What we’re excited about is that, as I noted, each of the assets are free cash flow positive today, with the exception of the Powder, and the oil’s growth, strength there, we clearly will achieve that in 2020, but targeting with the team to try to achieve that in 2019.

So, our objective to be free cash flow positive is very strong. And from an operating cash flow basis, we’re there. When you look at all the other corporate liabilities that we have, we’re making excellent progress on that and expect to share good results with you as we progress.

Anadarko Petroleum (NYSE: APC) – Delware goal is $8 million per well, DJ is $3 million

Q: What are your current well costs in each basin for the second quarter? What was your AFE or spending in Delaware and DJ?

Executive Vice President of U.S. Onshore Operations Daniel E. Brown: So, from a Delaware standpoint, we’ve communicated previously we’ve got around $8 million is what we expect per copy once we’re in the development mode. We’re higher than that now, as we’ve communicated. It’s closer to $10 million. As we think about DJ, it’s I’d say sort of tilted to $3 million but it depends on the lateral length. And so, the longer wells obviously cost you more, the shorter wells are a little bit less. But think of it as around $3 million.

Q: As you go into 2019, does the Gulf of Mexico pick up a little bit more relative capital versus the onshore business?

Chairman, President and Chief Executive Officer Robert A. Walker: I’d say it’s more of a steady state, but if the options are such that we feel like we want to change that, we can, picking up a spot rig is not particularly difficult. So, I wouldn’t read too much into the implied rig schedule suggesting activity. But I think for us, Gulf of Mexico is two things, it’s more of a steady-state environment that throws off a lot of free cash flow, and that’s real attractive. And if you’re right, we see a tremendous price differential between WTI, LLS, and Brent, where the waterborne has a tremendous advantage, it’s just going to throw off more free cash flow. And I think that’s really the state that we see ourselves in.

Q: At least on our numbers, we’re pretty much in line with strip for the next three or four years, I guess. We still see substantial free cash if you maintain, which I expect you will, your capital discipline. Also, the $1 billion increase in the buyback is terrific. But how do you think about that going forward? It seems to me that you could reload that for a pretty much an extended period. And I’ll leave it there. Thanks.

Chairman, President and Chief Executive Officer Robert A. Walker: Yeah, I think you’re seeing it consistent with the way we see it and hopefully we’re both right. But we definitely believe the approach we’re taking today has tremendous durability.
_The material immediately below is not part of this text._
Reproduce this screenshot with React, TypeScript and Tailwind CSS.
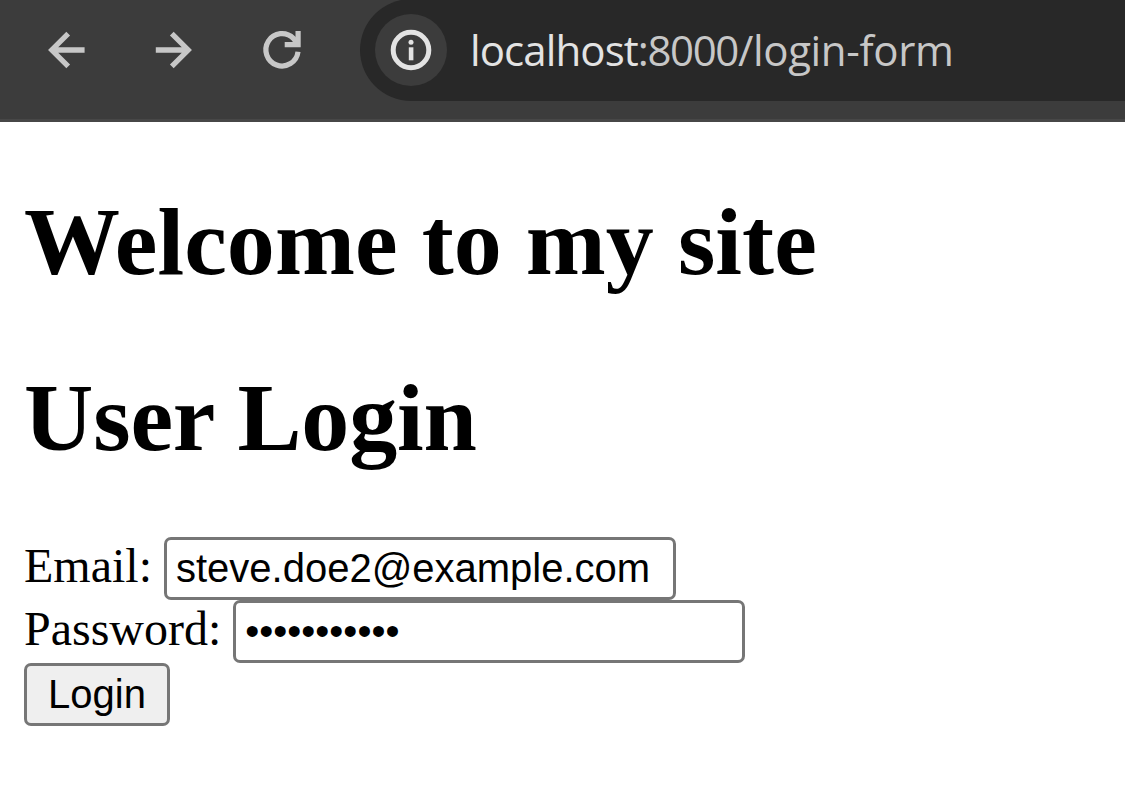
function BackIcon() {
  return (
    <svg width="48" height="48" viewBox="0 0 48 48" fill="none" stroke="#c7c7c7" strokeWidth="5.3" className="shrink-0">
      <path d="M42.6 24H10M26.2 7.6L9.8 24l16.4 16.4" />
    </svg>
  );
}

function ForwardIcon() {
  return (
    <svg width="48" height="48" viewBox="0 0 48 48" fill="none" stroke="#c7c7c7" strokeWidth="5.3" className="shrink-0">
      <path d="M5.8 24H38M21.8 7.6L38.2 24L21.8 40.4" />
    </svg>
  );
}

function ReloadIcon() {
  return (
    <svg width="48" height="48" viewBox="0 0 48 48" fill="none" stroke="#c7c7c7" strokeWidth="5.2" className="shrink-0">
      <path d="M40 25.7A16.1 16.2 0 1 1 35.4 12.3L39 17" />
      <path d="M26.7 18.7H40.1V5" />
    </svg>
  );
}

function InfoIcon() {
  return (
    <svg width="48" height="48" viewBox="0 0 48 48" fill="none" className="shrink-0">
      <circle cx="24" cy="24" r="17.8" stroke="#e3e3e3" strokeWidth="5" />
      <circle cx="24" cy="16.2" r="2.5" fill="#e3e3e3" />
      <path d="M21.8 21.3h4.6v13h-4.6z" fill="#e3e3e3" />
    </svg>
  );
}

export default function App() {
  return (
    <div className="h-[789px] w-[1125px] overflow-hidden bg-white text-black">
      <header className="flex h-[122px] items-start border-b-[3px] border-[#474747] bg-[#3c3c3c]">
        <nav className="flex w-[360px] shrink-0 gap-[60px] pt-[26px] pl-[42px]">
          <button aria-label="Back"><BackIcon /></button>
          <button aria-label="Forward"><ForwardIcon /></button>
          <button aria-label="Reload"><ReloadIcon /></button>
        </nav>
        <div className="-mt-px flex h-[102px] grow items-center rounded-l-full bg-[#282828] pl-[15px]">
          <span className="flex size-[72px] shrink-0 items-center justify-center rounded-full bg-[#3c3c3c]">
            <InfoIcon />
          </span>
          <p className="ml-[23px] font-['Open_Sans',sans-serif] text-[42px] leading-[58px] whitespace-nowrap text-[#c7c7c7]">
            <span className="tracking-[-0.9px] text-[#e3e3e3]">localhost</span>
            <span className="tracking-[-1.4px]">:8000</span>
            <span className="tracking-[-0.35px]">/login-form</span>
          </p>
        </div>
      </header>
      <main className="px-6 pt-16 font-['Liberation_Serif',serif] text-[48px]">
        <h1 className="text-[96px] leading-[112px] font-bold tracking-[0.06px]">Welcome to my site</h1>
        <h1 className="mt-16 text-[96px] leading-[112px] font-bold tracking-[-0.15px]">User Login</h1>
        <form className="mt-[63px] leading-[58px]">
          <div className="flex h-[63px] items-start">
            <label htmlFor="email" className="mr-3">Email:</label>
            <input
              id="email"
              type="text"
              defaultValue="steve.doe2@example.com"
              className="h-[63px] w-[512px] rounded-[7px] border-[3px] border-[#767676] bg-white px-[9px] font-['Liberation_Sans',sans-serif] text-[40px]"
            />
          </div>
          <div className="flex h-[63px] items-start">
            <label htmlFor="password" className="mr-3">Password:</label>
            <input
              id="password"
              type="password"
              defaultValue="abcdefghijk"
              className="h-[63px] w-[512px] rounded-[7px] border-[3px] border-[#767676] bg-white px-[9px] font-['Liberation_Sans',sans-serif] text-[40px]"
            />
          </div>
          <button
            type="button"
            className="block h-[63px] w-[146px] rounded-[7px] border-[3px] border-[#767676] bg-[#efefef] font-['Liberation_Sans',sans-serif] text-[40px] leading-[57px]"
          >
            Login
          </button>
        </form>
      </main>
    </div>
  );
}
So, we don’t see it as something that’s just very temporary. Obviously, if oil backs up to $40, we’re going to be in a situation like many where we’re going to rethink what we want to do with our capital investments. But in a $50-plus environment and we’re throwing off a lot of free cash flow, there’s tremendous durability to buying back stock, retiring debt, and periodically looking at increasing our dividend which we think, coupled with the attractive growth that we can throw off at $50 as the steady state, is a pretty good business model.

Q: In the Delaware, can you take us through the next year in terms of how you expect your productivity and efficiency to evolve? Specifically, what your expectations are for the percent of your overall rig fleet drilling the multi-well pads, where you think lateral length can go, any shifts in completion methodology? And then you highlighted the goal of $8 million well costs from $10 million. When do you expect to achieve that?

Executive Vice President of U.S. Onshore Operations Daniel E. Brown: Thanks for the question. I’ll try to address them and if I miss one along the way, just remind me afterwards. Obviously, from a – since you’re talking about over the course of the next year or so, clearly our capital plans for 2019 we’ll be talking about in more detail in the fourth quarter. So, I won’t go into too much detail there. But from a general standpoint, we have been, we’ve been working our gen two completions which are, essentially, like some others in the industry, higher water content, higher proppant, closer spacing. We’ve been pleased with the performance we see there. I anticipate that that will be our completion style as we move through certainly the foreseeable future. Our pad development has been, I would say, hovering around 50% currently for 2018. But I’ll say the pads we’ve been able to do aren’t – that’s more than one well. And so, some of these pads are only two-well pads which gets us some efficiency, but not the significant efficiency increases we would expect to see as we get to really substantial multi-well pads which is what we’re looking forward to doing. So, four or five wells per pad is obviously going to be much more efficient for us as we go to two.

So, as we look forward from here, we should see the amount of wells that we’re drilling on pad increase, and the actual wells per pad to increase, both of which will then drive increasing efficiency through the system. So, that’s what I’d say on that. Hopefully I got everything.

Q – Yeah. All but maybe the one, which is that $8 million well cost goal. When would you expect to achieve that?

Executive Vice President of U.S. Onshore Operations Daniel E. Brown: Yeah. So, we’re currently thinking over the course of – as we get to our multi-well pad developments where we’re doing four to five wells per pad, that’s what we’re anticipating. We think over the course of the next, say, two or three years we should be transitioning over where substantially all of our development is sort of in that kind of place. And so that’s how we’d expect that to work over time. So, once we’re doing four to five wells per pad, that’s the type of well costs you should see and we think that transition is going to take place over the next few years.